Abstract

Course timetabling problems are challenging, laborious and repetitive work in the universities. However, in many universities this repetitive works was still carried out manually. It is because there are so many constraints that must be considered either from the students and lecturers’ requirement or the infrastructure such as room availability. Therefore, to automate the process of timetabling is hard problem. Scientifically, in the literature, course timetabling optimization is one of non-deterministic polynomial problems, usually abbreviated as NP-hard problem. For NP-hard problem, there is not any exact algorithm known could solve the problem within polynomial-time.
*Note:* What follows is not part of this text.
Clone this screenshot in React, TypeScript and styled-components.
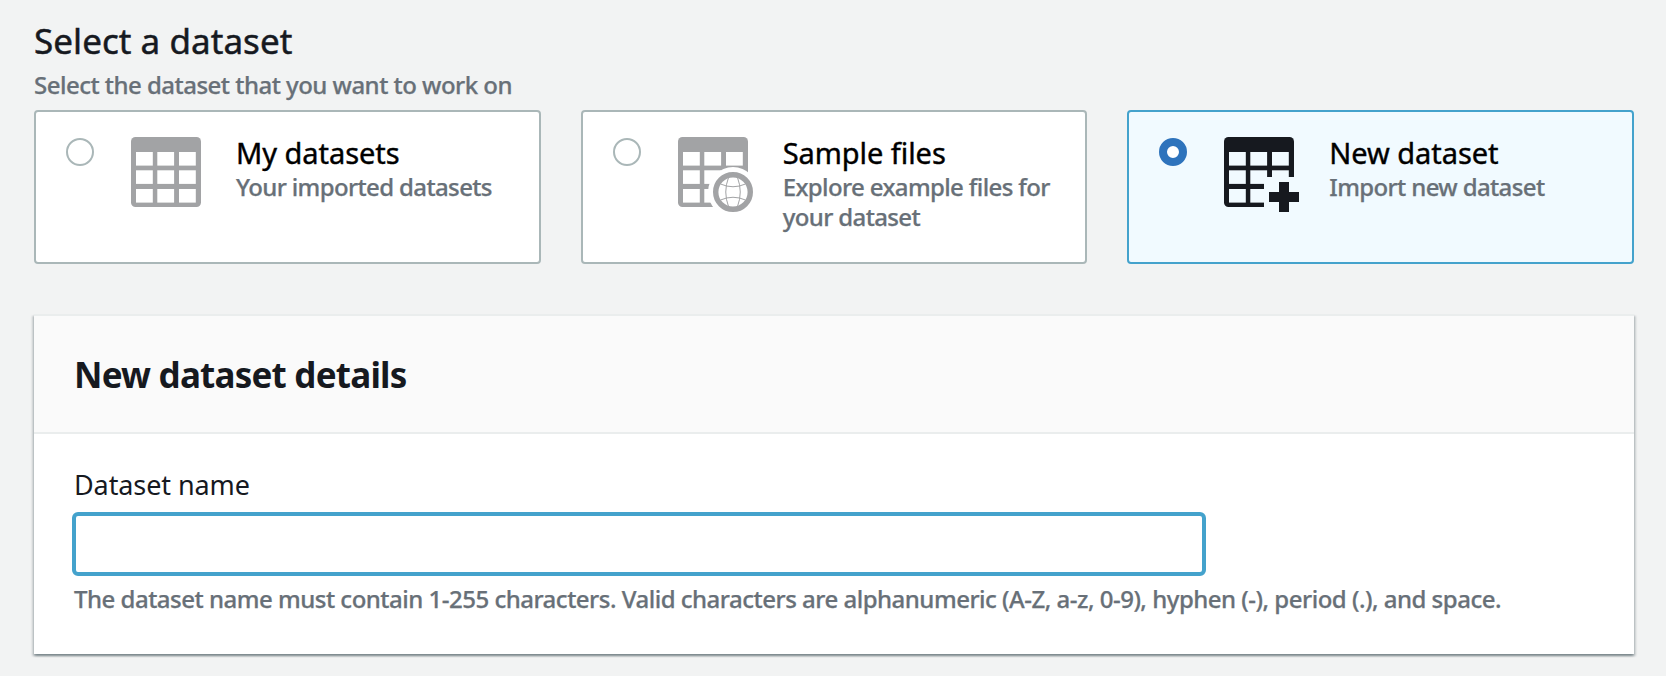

The state-of-the-art methods for solving the problem are approximation algorithms that are mainly meta-heuristics. This paper presents a new approach, namely, hyper-heuristics as opposed to meta-heuristics, to cope with the need of intensive problem specific parameter tuning in meta-heuristics approach. The algorithms employed within hyper-heuristic approach presented in this paper are tabu search hybridize with variable neighborhood search. Tested over two real-world course timetabling problem datasets, the computational results from the experiments showed that the proposed algorithm could automate the process of timetabling. Furthermore, compared to the timetable produced manually, in term of soft constraint violation penalties, the proposed algorithm could improve by 1855 and 1110 respectively. In addition to new approach, the main contribution of this paper is two real-world course timetabling problems available for public to encourage further research as future works.